The other day I was anecdotally testing some fishing knots (no scale, just feel), mainly to decide if I wanted to attach my tuna poppers via knot or crimp (I've never trusted my crimps on line below 100 pounds). I also tested my mono to braid knots (Albright vs. double uni). For line, I have a 10-year-old spool of 40-pound mono that has never seen sunlight and seems as good as new.

I started all these tests by first creating a loop via a short Bimini twist, and looping it over a stair case banister knob (fortunately, my wife was not home to see this). My knots being tested were tied to the standing line, which would normally be going to the rod.
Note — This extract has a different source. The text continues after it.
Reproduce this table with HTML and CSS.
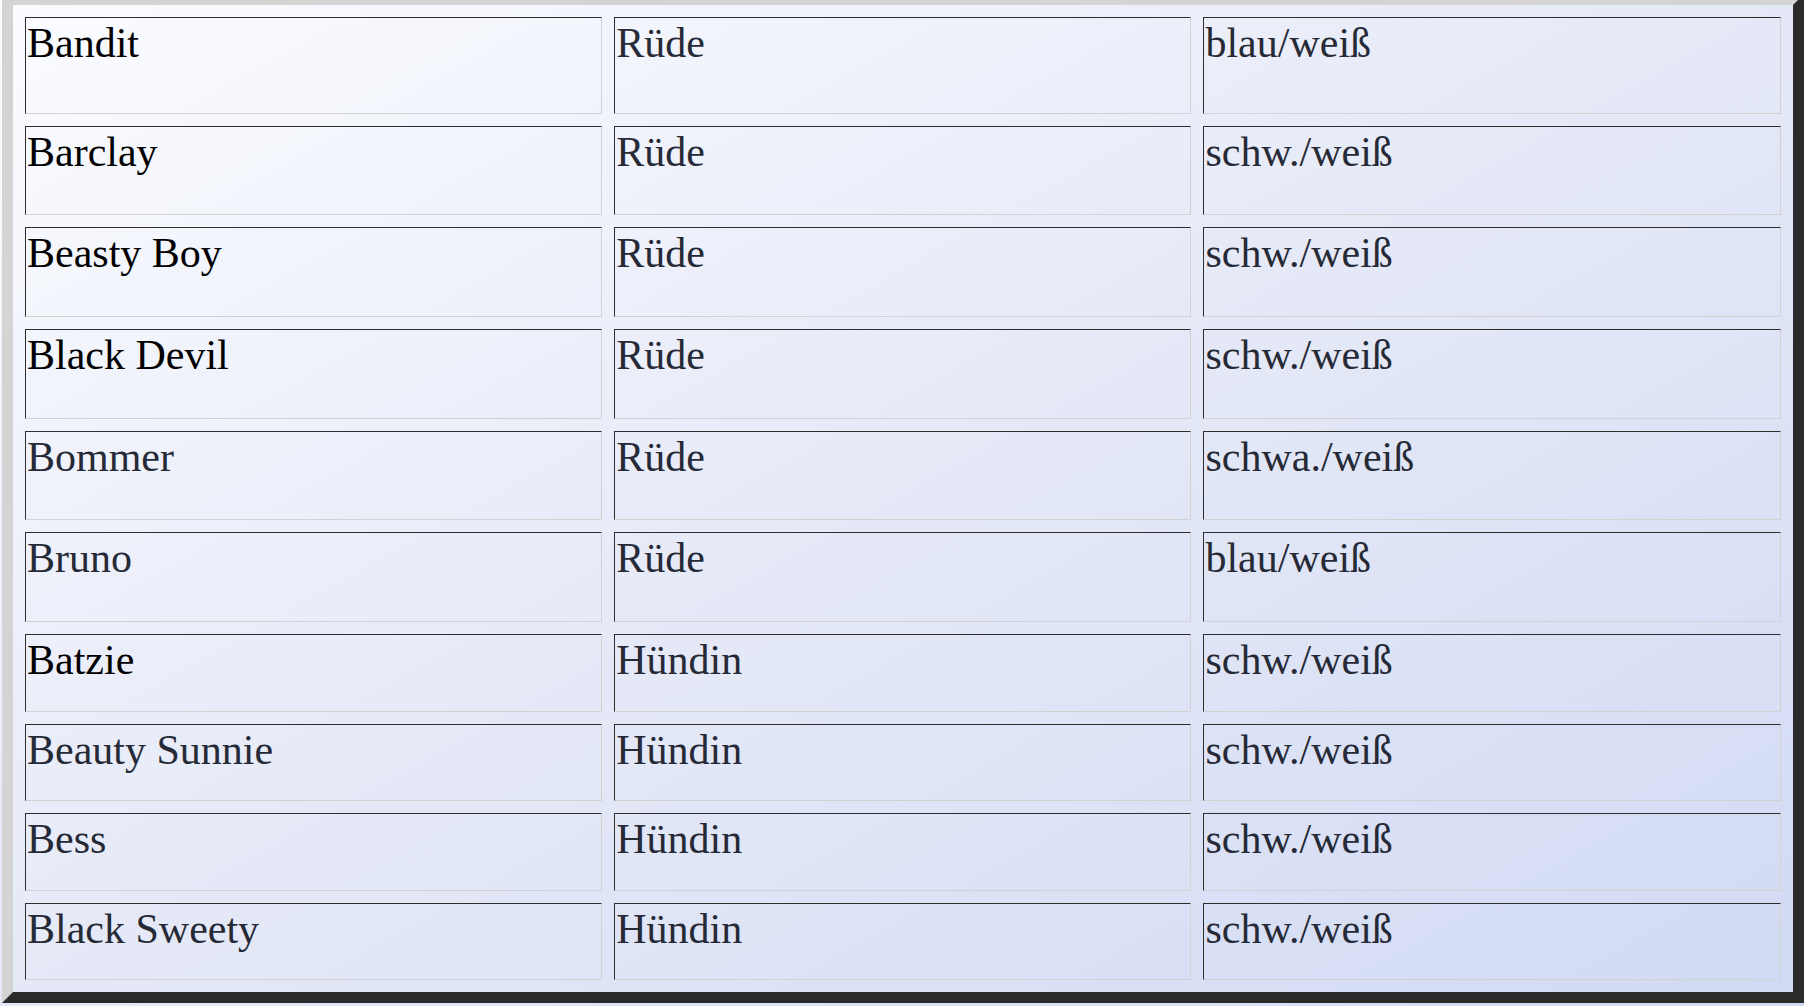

Which knots performed best is not the subject of this post, although I will say the double uni greatly out performed the Albright when doing line-to-line connections.

The point here is, I tested or retested about 15 different knots, therefore I had to tie about 15 different Bimini knots. Seeing as this was not a test of Bimini twists, all double-lines were tied in haste. Regardless, some of Bimini twists were works of art that I would be proud to show off to the likes of a Captain Bart Miller! Others, however, were gawd-awful looking things, with wraps that crossed, or wraps that instead of being tight, spiraled down the length of the knot at a 45 degree angle -- knots that I wouldn't even dream of deploying for battle!

One thing that all the Bimini twists had in common was, however, _*NONE*_ of them broke either in front or behind the knot before the knot being tested broke. Didn't matter, ugly or gorgeous, the Bimini knot always held.

When I think back over all the years when I stressed over whether or not my Bimini knot was tied right when I was fishing offshore, it's kind of comical. In 30 years, the only Bimini failure was I when I brought in a slammer dolphin and one side of the double line had broken somehow. The other side held, however, and I still landed the fish.

You can keep your Australian braid, surgeons knot and spider hitch, I'll keep tying, sometimes ugly, Bimini twits!


----------



## Starlifter (Feb 24, 2011)

What do you dislike about the Australian Plait (Braid)? The Australian Plait seems much easier to tie if your making loops around 20ft in length.

Australian Plait (Braid) YouTube Video


----------



## MrFish (Aug 21, 2009)

Plait and spider hitch are easier to tie, but there is no doubt that the bimini is a stronger connection. I just can't tie a pretty one either.


----------



## GAHUNTER (Jan 30, 2008)

Like you, I thought the Australian braid was the cats meow for forming long double line. However, the first few trips I ever fished with it, we had a couple of failures on mystery fish. That said, it was probably the fault of the way they were tied, however we could not identify my mistake. Ours looked just like the ones my teacher tied.

After the second failure, I swore off and went back to tying the Bimini. Fortunately, I have three sons, so finding the second set of hands for the long double line tying has never been a problem.


----------